Sure, helping yourself to three double whiskeys in quick succession while in your dirty underwear after a big week at work is no big deal, as long as you do it in the privacy of your own home. But do exactly the same thing on live TV or while on stage with a local politician, and there’s little doubt that the end results will be very different. The same goes for wheelies. Rip one on a private road sans kids and old ladies and it’s perfectly fine. Rip another one in the carpark of your local daycare center during pick-up time on a Friday afternoon and you’re likely to have your license set on fire right in front of your eyes.
And then the debate gets even more complex. What if wheelies were somehow to become a kind of social or cultural phenomena? What if it was less a personal ego trip and more of a community performance highlighting the plight of your people? What if it was a creative expression in the same way that making music, creating art or dancing was?

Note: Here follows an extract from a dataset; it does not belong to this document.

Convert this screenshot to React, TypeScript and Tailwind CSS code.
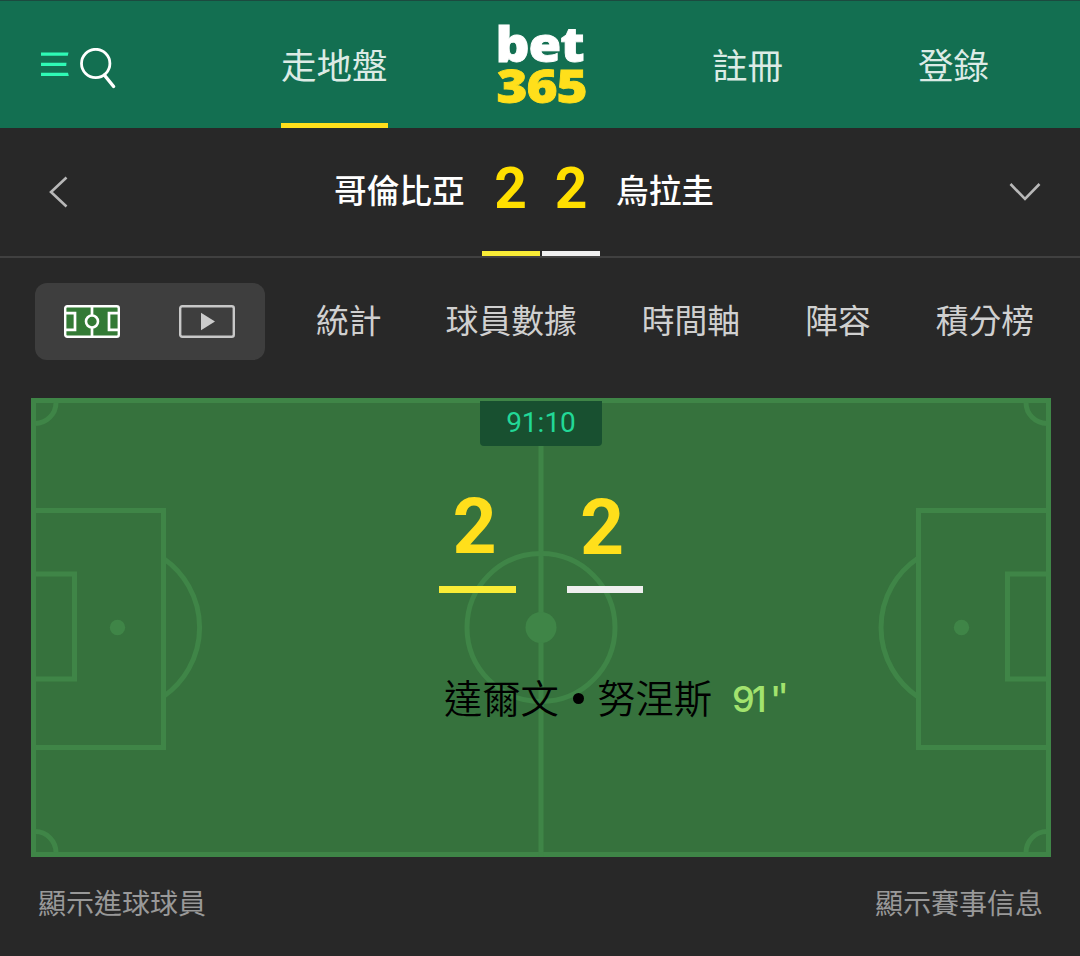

Oh yes, I did go there. Feel free to be enraged or in total agreement as you see fit. But hopefully I’ve made my point clear. Wheelies can vary wildly from the stuff of sheer idiocy to the truly sublime depending on many, many factors. Just what they are is largely down to the rider themselves and the context they are performed in. All I will say in closing is that they are always done with a certain degree of danger and – as riding a motorcycle in general – you do them at your own risk. Once you’re risking the health and safety of others with your wheelies, it’s probably time to go home and plan that Californian holiday you’ve always wanted.